I would highly recommend doing both an early morning tour and a late afternoon tour.

Birds are more active in the morning and you will see a lot of feeding activity. We encountered fights and scenes of camaraderie as well. Evenings, on the other hand, are more blissful with falling temperatures and a general lethargy kicking in. Birds start flying back to their nests, sometimes in cacophonous flocks. Sort of music to my ears.

Should you visit Mangalajodi Bird Sanctuary if you are not a bird-watcher or photographer?

Absolutely, yes! While Mangalajodi is a wonderful destination for bird watchers and photographers, it is also the perfect winter destination in India for travelers of all other kinds. Simply watching those birds who come such a long way every year and yet find their destination without fail can give a new meaning to our lives.

Plus, Mangalajodi is such a wonderful place if you love to travel sustainably. By supporting tourism in Mangalajodi you can give back so much to the village community.

How to get to Mangalajodi?

Since Mangalajodi is pretty close to Bhubaneswar it is easy to get here by car. The drive takes less than 2 hours. You can also take one of the numerous trains available from Bhubaneswar and get down at the Mukteshwar train station. Mangalajodi is at a walking distance from the station.

It is easy, not advisable, to do a day trip from Bhubaneswar. However, if you are constrained by time, leave Bhubaneswar around 1 pm so that you can arrive at the wetlands between 3-4 pm and take the evening tour to experience the homecoming of birds at dusk. Head straight to the jetty and get on one of the available naukas for your tour.

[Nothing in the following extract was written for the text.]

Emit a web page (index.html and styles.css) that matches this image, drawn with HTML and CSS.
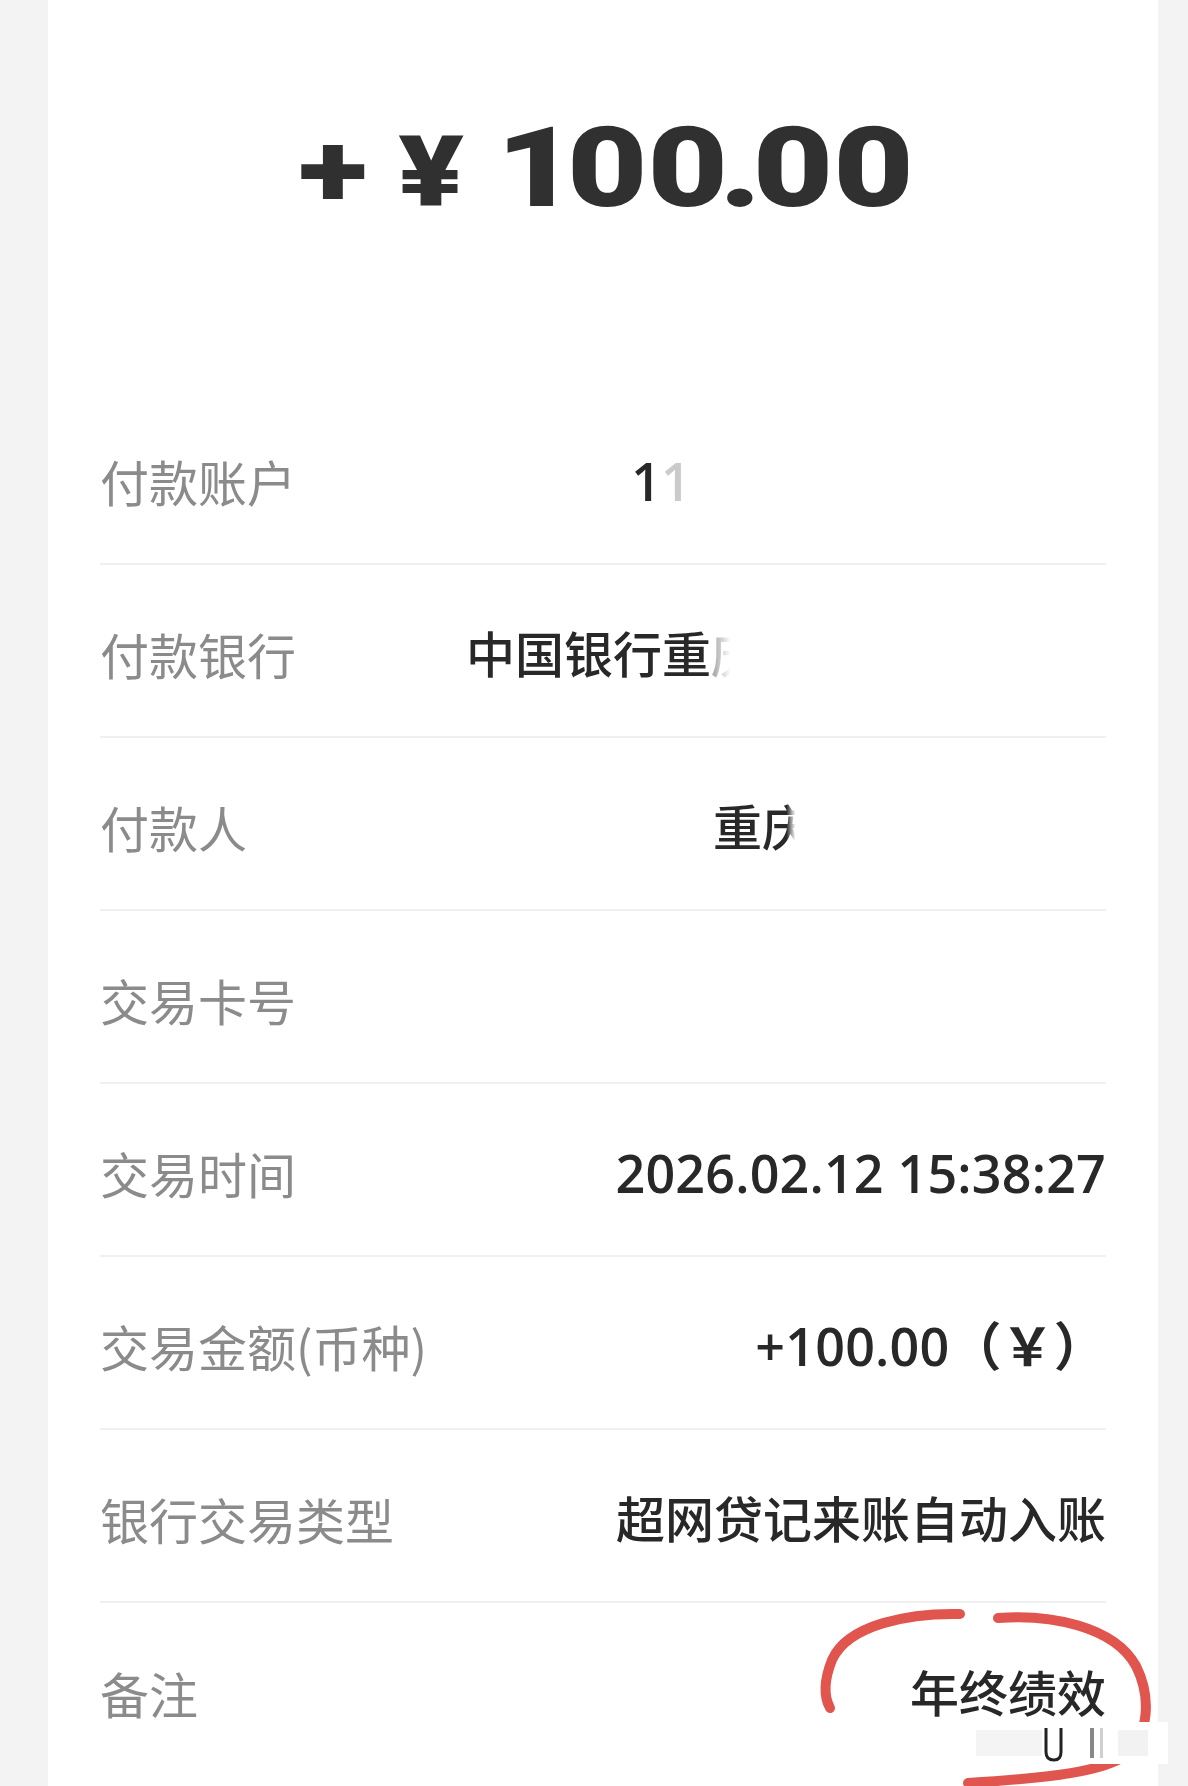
FILE: index.html
```html
<!DOCTYPE html>
<html lang="zh-CN">
<head>
  <meta charset="UTF-8">
  <meta name="viewport" content="width=device-width, initial-scale=1.0">
  <title>交易详情</title>
  <link rel="stylesheet" href="styles.css">
</head>
<body>
  <!-- Receipt card -->
  <div class="card">
    <!-- Amount -->
    <div class="amount">
      <div class="amount-inner">
        <span class="amount-sign">+</span>
        <span class="amount-yen">¥</span>
        <span class="amount-num"><span class="tight-one">1</span>0<span class="tight-dot">0.</span>00</span>
      </div>
    </div>

    <!-- Details -->
    <div class="details">
      <div class="row">
        <span class="label">付款账户</span>
        <span class="value num">1<span class="faded">1</span><span class="mask mask-account"></span></span>
      </div>
      <div class="row">
        <span class="label">付款银行</span>
        <span class="value">中国银行重<span class="erased erased-soft">庆</span><span class="mask mask-bank"></span></span>
      </div>
      <div class="row">
        <span class="label">付款人</span>
        <span class="value">重<span class="erased">庆</span><span class="mask mask-payer"></span></span>
      </div>
      <div class="row">
        <span class="label">交易卡号</span>
        <span class="value"></span>
      </div>
      <div class="row">
        <span class="label">交易时间</span>
        <span class="value num">2026.02.12 15:38:27</span>
      </div>
      <div class="row">
        <span class="label">交易金额(币种)</span>
        <span class="value num">+100.00（￥）</span>
      </div>
      <div class="row">
        <span class="label">银行交易类型</span>
        <span class="value">超网贷记来账自动入账</span>
      </div>
      <div class="row row-note">
        <span class="label">备注</span>
        <span class="value">年终绩效</span>
        <!-- hand drawn marker -->
        <svg class="marker" width="388" height="190" viewBox="0 0 388 190">
          <g fill="none" stroke="#e0554e" stroke-width="10" stroke-linecap="round">
            <path d="M160 14 C110 13 48 24 32 60 C24 80 23 95 30 108"/>
            <path d="M198 18 C250 14 314 26 336 66 C352 98 348 134 328 154 C304 172 248 178 168 183"/>
          </g>
          <rect x="172" y="122" width="196" height="42" fill="#ffffff"/>
          <rect x="176" y="130" width="66" height="26" fill="#f4f4f4"/>
          <path d="M246 128 L246 152 Q246 160 254 160 Q261 160 261 152 L261 128" fill="none" stroke="#222" stroke-width="3"/>
          <rect x="290" y="128" width="4" height="30" fill="#888"/>
          <rect x="300" y="128" width="3" height="30" fill="#cfcfcf"/>
          <rect x="318" y="130" width="30" height="26" fill="#f2f2f2"/>
        </svg>
      </div>
    </div>
  </div>
</body>
</html>
```

FILE: styles.css
```css
/* Page */
body {
  margin: 0;
  background: #f3f3f3;
  font-family: "Noto Sans CJK SC", sans-serif;
  overflow: hidden;
}

.card {
  margin-left: 48px;
  width: 1110px;
  min-height: 100vh;
  padding: 0 52px;
  box-sizing: border-box;
  background: #ffffff;
}

/* Big amount */
.amount {
  height: 392px;
  padding: 112px 0 0 6px;
  box-sizing: border-box;
  display: flex;
  justify-content: center;
  align-items: flex-start;
}

.amount-inner {
  display: flex;
  align-items: baseline;
  font-family: Roboto, "Liberation Sans", sans-serif;
  font-weight: 900;
  color: #303030;
  line-height: 1;
  transform: scaleX(1.24);
}

.amount-sign {
  font-size: 104px;
  margin-right: 25px;
}

.amount-yen {
  font-size: 98px;
  margin-right: 26px;
}

.amount-num {
  font-size: 112px;
}

.tight-one {
  letter-spacing: -8px;
}

.tight-dot {
  letter-spacing: -7px;
}

/* Detail rows */
.row {
  display: flex;
  justify-content: space-between;
  align-items: center;
  height: 173px;
  padding-top: 6px;
  box-sizing: border-box;
  border-bottom: 2px solid #f0f0f0;
  font-size: 49px;
  line-height: 60px;
  white-space: nowrap;
}

.row:last-child {
  border-bottom: none;
}

.row-note {
  position: relative;
}

.label {
  color: #8b8b8b;
}

.value {
  color: #282828;
  font-family: "Open Sans", "Noto Sans CJK SC", sans-serif;
  font-weight: 500;
}

.value.num {
  font-size: 52px;
  font-weight: 600;
  letter-spacing: 0.2px;
}

.faded {
  color: #cacaca;
}

/* partly wiped characters */
.erased {
  background: linear-gradient(90deg, #282828 50%, rgba(40, 40, 40, 0) 68%);
  -webkit-background-clip: text;
  background-clip: text;
  color: transparent;
}

.erased-soft {
  background: linear-gradient(90deg, rgba(90, 90, 90, 0.6) 0%, rgba(90, 90, 90, 0) 40%);
  -webkit-background-clip: text;
  background-clip: text;
}

/* blanked out parts */
.mask {
  display: inline-block;
  height: 1px;
  vertical-align: middle;
}

.mask-account {
  width: 415px;
}

.mask-bank {
  width: 346px;
}

.mask-payer {
  width: 295px;
}

.marker {
  position: absolute;
  left: 700px;
  top: -3px;
}
```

Where to stay in Mangalajodi?

Since the village is trying to pave a path for sustainable tourism in Odisha, we decided to stay at The Ecotourism Resort in Mangalajodi. The resort is nestled at the base of a hill and is often referred to as the Mangalajodi Nature Camp. There are 12 cottages here and the entire facility is managed by villagers themselves. You can eat some delicious, homecooked food here.

Try their delectable crab curry (available upon request).

A couple of other preferred and highly recommended accommodation options here are the Godwit Eco Cottage (budget) and the Swosti Chilika Resort (luxury). I stayed at Swosti last year and can recommend it to anyone wishing to do so. Though Swosti is a little further away from the Mangalajodi swamps and it can take an hour to get to the swamps from the hotel.

I loved my two days at the Mangalajodi bird sanctuary. And I would love to go back there again. How about you?

Let me know if you need any more details about traveling to Mangalajodi and I will try to seek them out.

If you are planning a trip to India, do not forget to check out my other articles about other exciting places to visit in India.

Did you like our guide on visiting the Mangalajodi bird sanctuary? Why not pin it!

Soumya is an acclaimed travel writer who has traveled to 30+ countries and lived in 8 while pursuing her passion for history and culture. Her writings have been published in BBC Travel, Architectural Digest, National Herald, and many more. She loves exploring world heritage sites and has a deep affinity for everything ancient, especially the lost civilizations of Mesoamerica!

12 thoughts on “Visiting Mangalajodi Bird Sanctuary in India – All You Need To Know

  1. Hii nice article..very informative! I am planning a 3 days solo trip to Mangalajodi from Bhubaneshwar!
    Can you guide a good and safe stay?

    1. Hi Ashalata,

      Sure. I stayed at the Mangalajodi Ecotourism Resort and quite liked it. The staff is very helpful and food is good. Great if you are a non-vegetarian. They also organize bird-watching tours. They have cottage accommodation and you can check with them on availability and prices here. However, since you are traveling solo, I should also tell you that this place is a little off the main road and not the easiest one to get to.
      If you are looking for something upscale, you can also check out Swosti Chilika Resort which is a little further away from the Mangalajodi swamps. Takes about an hour to get here and they arrange for tours.
      If you are looking for a budget option, I have heard great reviews about Godwit Eco Cottage whose reviews you can check here.
      Make sure you check out the Facebook page of Madhu Behera, a keen bird and photographer at the Mangalajodi Bird Sanctuary. His photos and videos are awesome.

  2. I have actually never been to a bird sanctuary before. I would love to visit Mangalajodi because it looks very peaceful and it is indeed a photographer’s paradise.

    1. Your article is simply exotic n exilerating…intend visiting odisha in Jan.24…am a wildlife photographer…could you please suggest any birding guide in mangaljodi…thanks…keep traveling n writing…

      1. Hi Venkatesh, glad that you found my article on Mangalajodi helpful. The best birding guide in Mangalajodi is Mr. Nanda Kishore Bhujabal who has a deep connection with the birds of Mangalajodi. I wrote a story for The Pioneer a long time ago about Mangalajodi and its redemption and the role Mr. Bhujabal played in it. You can read the story here. I do not have his personal contact but you can reach out to him on his Facebook page here.
        You can also reach out to Madhu Behera, another stalwart in Mangalajodi wildlife preservation. His Facebook page is herehere.

  3. Hi Soumya, I had never heard of Mangalajodi and I’ve never thought of visit Orissa. It looks amazing! I’m looking forward to your series so I can plan my visit to Orissa!